Conversando com Erasmo, Lichote elogiou a letra de “Sou uma criança, não entendo nada”, e Erasmo respondeu que a letra não era dele, e sim um poema de um amigo. Erasmo encontrou o poema escrito num caderno, musicou-o e, sem saber o autor, na hora de gravar registrou como sendo dele próprio - e, seguindo o trato antigo de registrar as composições de cada um como sendo da dupla, incluiu Roberto Carlos. Bem mais tarde, depois do sucesso da gravação, ele descobriu de quem era o caderno.

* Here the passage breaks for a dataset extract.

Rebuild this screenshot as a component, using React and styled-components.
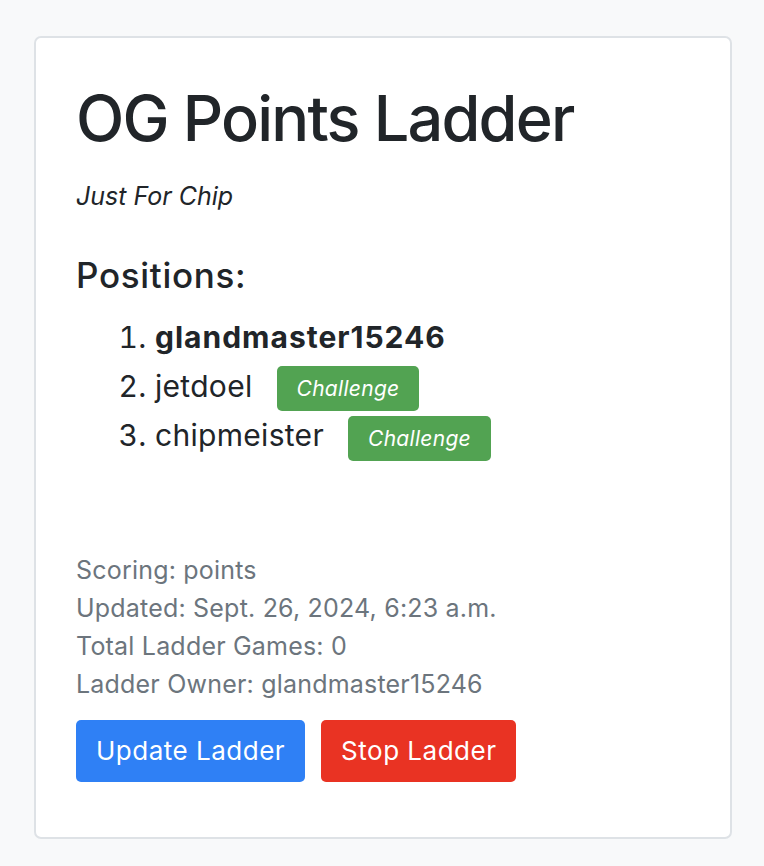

O autor da letra de “Sou uma criança, não entendo nada” chama-se Giuoseppe Artidoro Ghiaronni, jornalista e escritor com passagens pela Rádio Nacional e pela Rede Globo, e, embora em inúmeros registros seu nome não apareça, é ele quem está no site do ECAD, ao lado do de Erasmo Esteves - e sem Roberto. Lulu Santos incluiu-a no repertório do álbum “Lulu Santos canta & toca Roberto e Erasmo”. Ela passa longe de ser um corpo estranho no álbum, até porque Lulu também grava “Não vou ficar”, de Tim Maia, e “Você não serve pra mim”, de Renato Barros, eternizadas em gravações de Roberto. É provável que Lulu só tenha descoberto os verdadeiros autores na hora de pagar os direitos.

Erasmo só foi acrescentar outras parcerias à de Roberto em 1997, quando reportagens de jornal informaram que ele andava produzindo com novos parceiros. Por muitos anos, "Sou uma criança, não entendo nada" continuou sendo umas das pouquíssimas composições assinadas por ele com outra pessoa. Seu álbum de 2001 já tem canções apenas dele, e nos seguintes surgiriam canções feitas com Liminha, Nelson Motta e outros. Mas também com Roberto, novas ou antigas. Erasmo nunca fez questão desta emancipação em particular, e sempre demonstrou profundo respeito pelos caminhos artísticos tomados pelo parceiro. Sua maturidade, ao contrário do rompimento de “Filho único”, foi de continuidade e fidelidade até mesmo ao rock que o formou e consagrou, aliando seus dois apelidos imponentes: o Tremendão, de abalar estruturas, e o Gigante, porém Gentil.